Playing around with functional implementations of queues, I want to implement a version with O(1) amortised running time that also works as a persistent data structure, meaning that any earlier version of the queue can be used again. This is, in general, a problem with amortised analysis, that consists of cheap and expensive operations where any sequence of *n* operations will take time O(*n*). If such a data structure is used as a persistent data structure, there is nothing preventing you from repeating expensive operations many times, breaking the complexity. It can be achieved for queues, however, by a combination of lazy evaluation and memorisation (C. Okasaki, Simple and efficient purely functional queues and deques, J. of Functional Programming, 5(4), 583-592, 1995).

So, I need to be able to delay evaluation of list operations. R doesn’t do lazy evaluation of expressions, though. It does, however, evaluate function arguments lazily, and this can be exploited to implement delayed evaluation through thunks.

My lazy lists will therefore be implemented as thunks with the invariant that they always evaluate to either NULL—for the empty list—or a list-object with a head and tail (car and cdr in lisp terminology). Functions for constructing and accessing lists look like this:

[cce_rsplus]

nil <- function() NULL

cons <- function(car, cdr) {

force(car)

force(cdr)

function() list(car = car, cdr = cdr)

}

is_nil <- function(lst) is.null(lst())

car <- function(lst) lst()$car

cdr <- function(lst) lst()$cdr

[/cce_rsplus]

The force() calls in the cons function are needed because of how lazy evaluation of function arguments are handled in R, but since cdr is a thunk, it doesn’t evaluate the actual body of the function, it just evaluates the parameter into the underlying function.

Operations on lists can now be delayed by wrapping them in thunks. I can give these thunks an expression that I want to delay the evaluation of. This will be an expression that evaluates to a list, and to make the thunk behave as if it *was* the list, I just need to evaluate the list in the body of the thunk.
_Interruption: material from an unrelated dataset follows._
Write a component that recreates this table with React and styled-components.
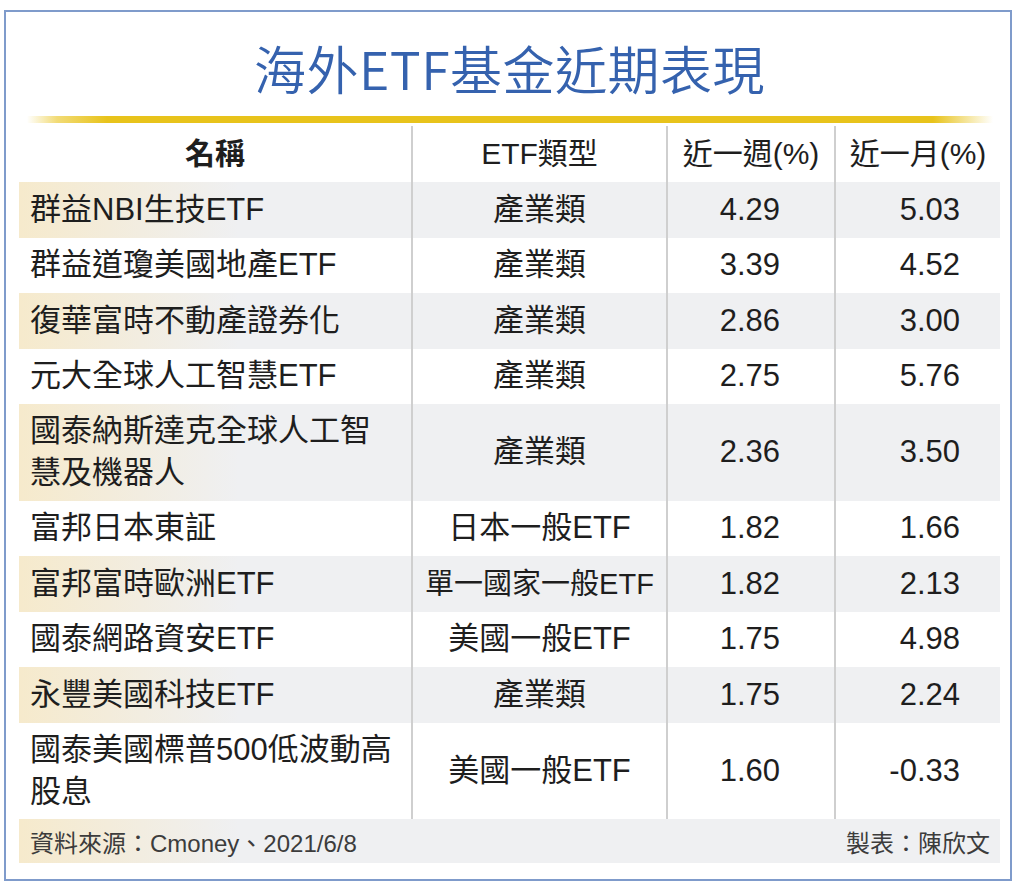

Reversing a list, and concatenating two lists, can thus be implemented like this:

[cce_rsplus]

reverse <- function(lst) {

do_reverse <- function(lst) {

result <- nil

while (!is_nil(lst)) {

result <- cons(car(lst), result)

lst <- cdr(lst)

}

result

}

force(lst)

lazy_thunk <- function(lst) {

function() lst()

}

lazy_thunk(do_reverse(lst))

}

cat <- function(l1, l2) {

do_cat <- function(l1, l2) {

rev_l1 <- nil

while (!is_nil(l1)) {

rev_l1 <- cons(car(l1), rev_l1)

l1 <- cdr(l1)

}

result <- l2

while (!is_nil(rev_l1)) {

result <- cons(car(rev_l1), result)

rev_l1 <- cdr(rev_l1)

}

result

}

force(l1)

force(l2)

lazy_thunk <- function(lst) {

function() lst()

}

lazy_thunk(do_cat(l1, l2))

}

[/cce_rsplus]

Again, we need to use force() for the arguments we give to the functions before we use them in the thunk we create—also when we use them in expressions we give to the thunk—because they might be referring to variables that change between the time we call the functions and the time we access the thunk. Do *not* force the list you give to the thunk, though. That would defy the purpose of making the thunk in the first place—we explicitly do *not* want the argument evaluated yet.

We can build some lists to test it all out:

[cce_rsplus]

vector_to_list <- function(v) {

lst <- nil

for (x in v) lst <- cons(x, lst)

reverse(lst)

}

l1 <- vector_to_list(1:10000)

l2 <- vector_to_list(1:10000)

[/cce_rsplus]

First, we can try to concatenate two lists. If you want to try this at home, install the microbenchmark package and paste the code into R.

[cce_rsplus]

library(microbenchmark)

microbenchmark(lst <- cat(l1, l2), times = 1) # fast operation

microbenchmark(car(lst), times = 1) # slow operation — needs to copy l1

microbenchmark(car(lst), times = 1) # fast operation

[/cce_rsplus]

[cce_rsplus]

microbenchmark(lst <- cat(l1, reverse(l2)), times = 1) # fast operation

microbenchmark(car(lst), times = 1) # slow operation — needs to copy l1

microbenchmark(car(lst), times = 1) # fast operation

length <- function(lst) {

n <- 0

while (!is_nil(lst)) {

lst <- cdr(lst)

n <- n + 1

}

n

}

microbenchmark(length(lst), times = 1) # slow operation — needs to reverse l2

microbenchmark(length(lst), times = 1) # faster operation

[/cce_rsplus]

This is slower still — we need to both copy l1 and reverse l2:

[cce_rsplus]

microbenchmark(length(cat(l1, l2)), times = 1)

[/cce_rsplus]